Crocs Inc. (NASDAQ:CROX) stock has dropped -12.5% since it released stronger-than-anticipated Q4 earnings and full 2018 results yesterday. This past year, the shoe retailer has closed more than 150 of its stores to boost its business, but it doesn’t seem that the numbers were enough to impress investors.
Crocs Reports Positive Revenue as CROX Drops
Crocs brought in $216 million in revenue this past quarter, growing 8.5% from Q4 2017. The shoe apparel company states that it lost $7 million from store closures and business model changes. The company reported that its wholesale revenue grew 9.7% in the quarter and e-commerce grew 18.9%. Crocs said that its retail comparable stores grew 13.4% in Q4.

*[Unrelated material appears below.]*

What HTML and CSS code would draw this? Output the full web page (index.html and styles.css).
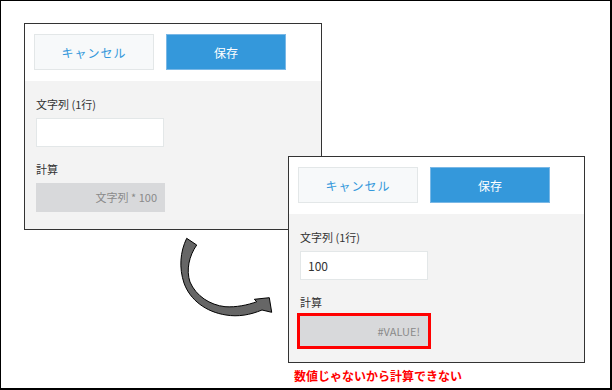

“Our fourth quarter results contributed to what was a very successful year,” said CEO of Crocs Andrew Rees. Rees anticipates his company will grow 5–7% in 2019.
For the full year, Crocs revenue hit $1.08 billion, growing 6.3% from 2017. The company predicts that its store closures and business model adjustments lost the company around $60 million in revenue for the year.
Crocs Looks Ahead into 2019
The shoe manufacturer has put money into a new distribution center in Dayton, Ohio. The company expects it to be completed by the end of 2019 and it will completely replace its current facility outside Los Angeles.
The new distribution center in Ohio is said to be 40% larger than the existing facility and Crocs anticipates that it will increase throughput by around 50%. With the new center in the middle of the country, the company expects its deliveries to be much faster for its customers that shop online and in stores.
Current projected revenue for the company is expected to be around $1.08 billion. The company is still planning to close some stores, which will result in some revenue loss.
Crocs Stock Movement
According to Yahoo Finance, CROX is currently trading at $24.95 a share, down -$0.73 (-2.82%). Year-to-date, the stock has dropped -20%. It remains unknown at this time why investors sold the stock, given the positive revenue achieved in Q4 and all of 2018.